### INSTRUCTION
Tally up the lines where the string "index" appears; reply with the number only.

-- -- --

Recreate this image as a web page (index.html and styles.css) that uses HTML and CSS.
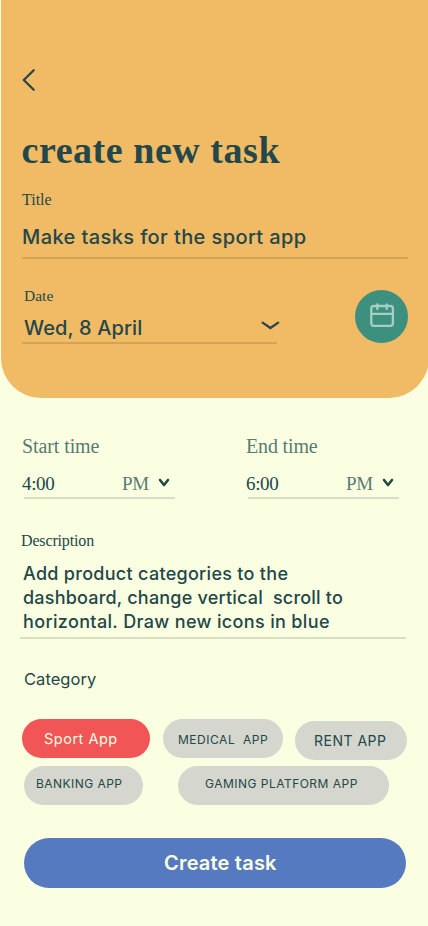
FILE: index.html
```html
<!DOCTYPE html>
<html lang="en">
<head>
<meta charset="utf-8">
<meta name="viewport" content="width=device-width, initial-scale=1">
<title>Create new task</title>
<link rel="stylesheet" href="styles.css">
</head>
<body>
<div class="screen">
  <header class="header">
    <svg class="back" width="16" height="24" viewBox="0 0 16 24"><path d="M11.7 2.2 1.8 12 11.7 21.8"/></svg>
    <h1 class="heading">create new task</h1>
    <div class="label">Title</div>
    <div class="title-field">Make tasks for the sport app</div>
    <div class="date-row">
      <div class="date">
        <div class="label date-label">Date</div>
        <div class="date-field">
          <span>Wed, 8 April</span>
          <svg class="date-chevron" width="20" height="12" viewBox="0 0 20 12"><path d="M2.6 2.6 10.4 8 18.2 2.6"/></svg>
        </div>
      </div>
      <div class="calendar">
        <svg width="53" height="53" viewBox="0 0 53 53"><rect x="16.3" y="16" width="21.6" height="19.8" rx="2.5"/><path d="M16.3 23.9H37.9M22.3 14.4V19M31.7 14.4V19"/></svg>
      </div>
    </div>
  </header>
  <main class="main">
    <div class="times">
      <div class="time">
        <div class="time-label start-label">Start time</div>
        <div class="time-field"><span class="clock">4:00</span><span class="period">PM</span>
          <svg class="time-chevron" width="12" height="10" viewBox="0 0 12 10"><path d="M2 2 6 7 10 2"/></svg></div>
      </div>
      <div class="time">
        <div class="time-label">End time</div>
        <div class="time-field"><span class="clock">6:00</span><span class="period">PM</span>
          <svg class="time-chevron" width="12" height="10" viewBox="0 0 12 10"><path d="M2 2 6 7 10 2"/></svg></div>
      </div>
    </div>
    <div class="label description-label">Description</div>
    <div class="description">
      <div class="line-one">Add product categories to the</div>
      <div class="line-two">dashboard, change vertical  scroll to</div>
      <div class="line-three">horizontal. Draw new icons in blue</div>
    </div>
    <div class="category">Category</div>
    <div class="chips">
      <div class="chip sport">Sport App</div>
      <div class="chip medical">MEDICAL  APP</div>
      <div class="chip rent">RENT APP</div>
    </div>
    <div class="chips second">
      <div class="chip banking">BANKING APP</div>
      <div class="chip gaming">GAMING PLATFORM APP</div>
    </div>
    <button class="submit">Create task</button>
  </main>
</div>
</body>
</html>
```
FILE: styles.css
```css
* { box-sizing: border-box; }
body {
  margin: 0;
  background: #faffe1;
  color: #23474a;
  font-family: Inter, sans-serif;
}
.screen {
  width: 428px;
  height: 926px;
  overflow: hidden;
}
svg {
  display: block;
  fill: none;
  stroke: #23474a;
  stroke-width: 2.3;
  stroke-linecap: round;
  stroke-linejoin: round;
}
.header {
  width: 428px;
  height: 398px;
  margin-left: 1px;
  padding: 68px 21px 0;
  background: #f0bb64;
  border-radius: 0 0 40px 40px;
}
.heading {
  margin: 38px 0 20px -0.5px;
  font: 700 38px/40px "Liberation Serif", serif;
  letter-spacing: 0.54px;
  white-space: nowrap;
}
.label { font: 16px/20px "Liberation Serif", serif; }
.title-field {
  width: 386px;
  margin-top: 15px;
  padding-bottom: 8px;
  border-bottom: 2px solid #d2a458;
  font-size: 20px;
  font-weight: 500;
  line-height: 24px;
  letter-spacing: 0.4px;
}
.date-row {
  display: flex;
  justify-content: space-between;
  width: 386px;
  margin-top: 27px;
}
.date { width: 255px; }
.date-label {
  padding-left: 2px;
  font-size: 15.5px;
}
.date-field {
  display: flex;
  justify-content: space-between;
  margin-top: 10px;
  padding: 0 0 2px 2px;
  border-bottom: 2px solid #d2a458;
  font-size: 20px;
  font-weight: 500;
  line-height: 24px;
  letter-spacing: 0.13px;
}
.date-chevron { margin: 4px -3px 0 0; }
.calendar {
  width: 53px;
  height: 53px;
  margin-top: 4px;
  border-radius: 50%;
  background: #3d8f7e;
}
.calendar svg { stroke: #a5cfc2; }
.main { padding: 36px 22px 0; }
.times {
  display: flex;
  gap: 73px;
  padding-left: 2px;
}
.time { width: 151px; }
.time-label {
  margin-left: -2px;
  color: #5a7a75;
  font: 20px/24px "Liberation Serif", serif;
  letter-spacing: -0.15px;
}
.start-label { letter-spacing: -0.1px; }
.time-field {
  display: flex;
  margin-top: 14px;
  padding-bottom: 1px;
  border-bottom: 2px solid #dadec5;
  font: 19px/24px "Liberation Serif", serif;
  letter-spacing: -0.35px;
}
.clock { width: 100px; margin-left: -2px; }
.period { width: 36px; color: #5a7a75; }
.time-chevron { margin-top: 6px; stroke-width: 2.6; }
.description-label {
  margin: 32px 0 0 -1px;
  letter-spacing: -0.15px;
}
.description {
  width: 386px;
  margin: 11px 0 0 -2px;
  padding: 0 0 3px 3px;
  border-bottom: 2px solid #dadec5;
  font-size: 18px;
  font-weight: 500;
  line-height: 24px;
  white-space: pre;
}
.description > div { height: 24px; }
.description { white-space: normal; }
.line-one { letter-spacing: 0.29px; }
.line-two { letter-spacing: 0.2px; white-space: pre; }
.line-three { letter-spacing: 0.35px; }
.category {
  margin: 30px 0 0 2px;
  font-size: 16.5px;
  line-height: 20px;
  letter-spacing: 0.04px;
}
.chips {
  display: flex;
  align-items: flex-start;
  height: 41px;
  margin-top: 30px;
}
.chip {
  flex: none;
  height: 39px;
  border-radius: 20px;
  background: #d5d6cd;
  font-size: 12px;
  white-space: pre;
}
.sport {
  width: 128px;
  padding-left: 22px;
  background: #f15555;
  color: #faffe1;
  font-size: 14.5px;
  line-height: 40px;
  letter-spacing: 0.5px;
}
.medical {
  width: 120px;
  margin-left: 13px;
  padding-left: 15px;
  line-height: 41px;
  letter-spacing: 0.53px;
}
.rent {
  width: 112px;
  margin: 2px 0 0 12px;
  padding-left: 19px;
  font-size: 14px;
  line-height: 40px;
  letter-spacing: 0.5px;
}
.second {
  height: 39px;
  margin: 6px 0 0 2px;
}
.banking {
  width: 119px;
  padding-left: 12px;
  line-height: 35px;
  letter-spacing: 0.45px;
}
.gaming {
  width: 211px;
  margin-left: 35px;
  padding-left: 27px;
  line-height: 35px;
  letter-spacing: 0.48px;
}
.submit {
  display: block;
  width: 382px;
  height: 50px;
  margin: 33px 0 0 2px;
  padding: 0 0 0 140px;
  border: 0;
  border-radius: 25px;
  background: #567ac0;
  color: #faffe1;
  font: 600 20px/50px Inter, sans-serif;
  letter-spacing: 0.2px;
  text-align: left;
}
```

-- -- --

### THE REPLY
2